Hip-Hop ist in weiten Teilen derart leidenschaftlich kapitalistisch und materialistisch, dass sich sein aktivistisches Potenzial fast ausschließlich gegen die politischen Eliten richtet, er sich dabei aber nie an den Idealen eines revolutionären Klassenkampfes orientiert. Darin ist Hip-Hop wahrlich ein klassisches Kind der 80er Jahre, das im Zuge von Reaganomics und Thatcherism bis heute nicht gewillt ist, auf selbstbehauptende Erzählungen von Aufstieg und Selbstverwirklichung, auf die warenästhetisch übersteigerte Logik von Antikonformismus und Konsumfetischismus zu verzichten.

Doch entwickelt er inmitten dieser gleichermaßen freiheitspreisenden Pole seine Sprengkraft, indem pathologischer Narzissmus und selbstdistanzierter Aktivismus produktive, aber in verstörendem Maße toxische Verbindungen eingehen, innerhalb deren sich wiederum das Kreativ-Öffnende und das Destruktiv-Regressive gerne gefährlich nahekommen. Man denke an Künstler:innen wie Eminem oder Lauryn Hill, in deren Musik schizoide Gewaltfantasien und messerscharfe Popkritik bei dem einen und madonnenhafte Selbstinszenierung und antirassistischer Appell bei der anderen oftmals in derselben Textstelle und bisweilen erstaunlich geschmeidig ihren Platz finden.

So wird das Spannungsverhältnis liberaler Selbstverwirklichung zum Treibstoff und Motor einer Kultur, deren konservatives Teufelchen den Puls der Zeit einfängt und deren progressives Engelchen versucht, der Zeit immer wieder neue Impulse zu geben. Dass sich Hip-Hop dadurch zwingt, sich (gerne auch augenzwinkernd) selbst zu begegnen, ist das postmoderne Spiel, das im Zeitalter von MTV und Air Jordans bereits so einschlägig funktioniert hat wie in der Ära von Instagram und Yeezys.

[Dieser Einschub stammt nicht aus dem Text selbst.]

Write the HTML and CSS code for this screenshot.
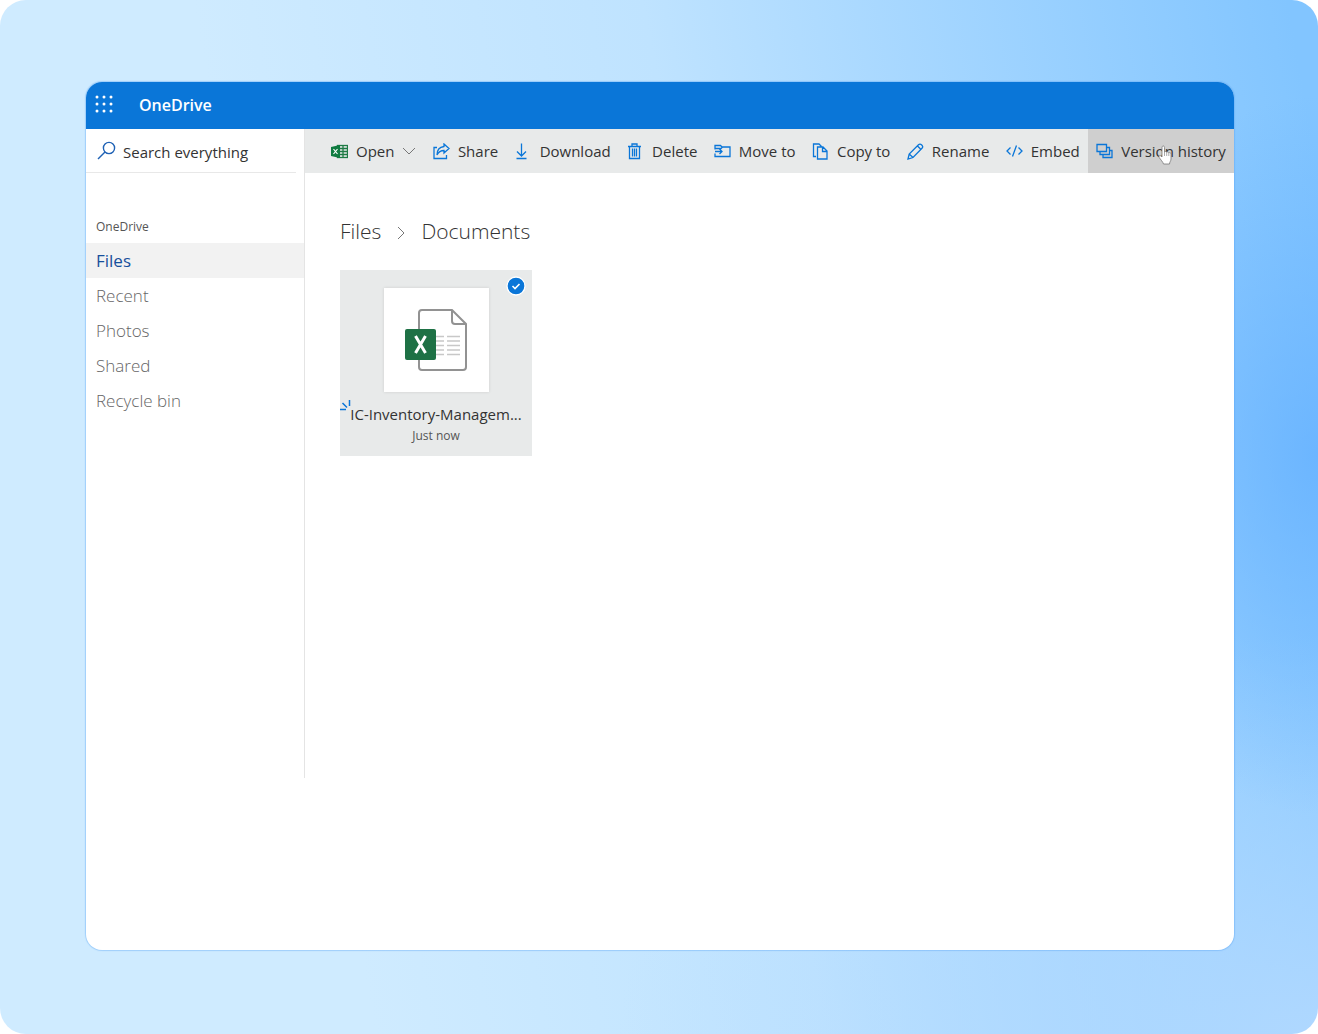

Hip-Hop vermag es, stets mit der einen Hand den Zeigefinger und mit der anderen den Mittelfinger in deine Richtung zu strecken, um im selben Moment die marktorientierte Selbstverantwortung zu beschwören und die antiautoritäre Selbstbehauptung zu befeuern. Die unwahrscheinliche Geschmeidigkeit, mit der es Hip-Hop dabei gelingt, Kultur und Gesellschaft, Kunst und Kommerz, politischen Widerstand und wirtschaftliche Macht zu verbinden, also gleichzeitig das Beben und dessen seismografische Erfassung, das perfekte Produkt einer gleichmachenden Kulturindustrie und der kritische Blick in ihre Fabriketagen zu sein, würde wohl selbst Max Horkheimer und Theodor W. Adorno verblüffen.

Denn nicht zuletzt mithilfe dieser Geschmeidigkeit gelang es Hip-Hop, heute überall zu sein und so immer wieder kulturelle Resonanzräume zu öffnen, in denen unsere spätmodernen Befindlichkeiten und Pathologien, unser Hang zum Hedonismus und die Notwendigkeit zum Aktivismus in ihren Widerständen und ihren Widersprüchen aufeinander losgehen dürfen und der radikale Selbstbezug kurzerhand zur Kunstform erhoben wird.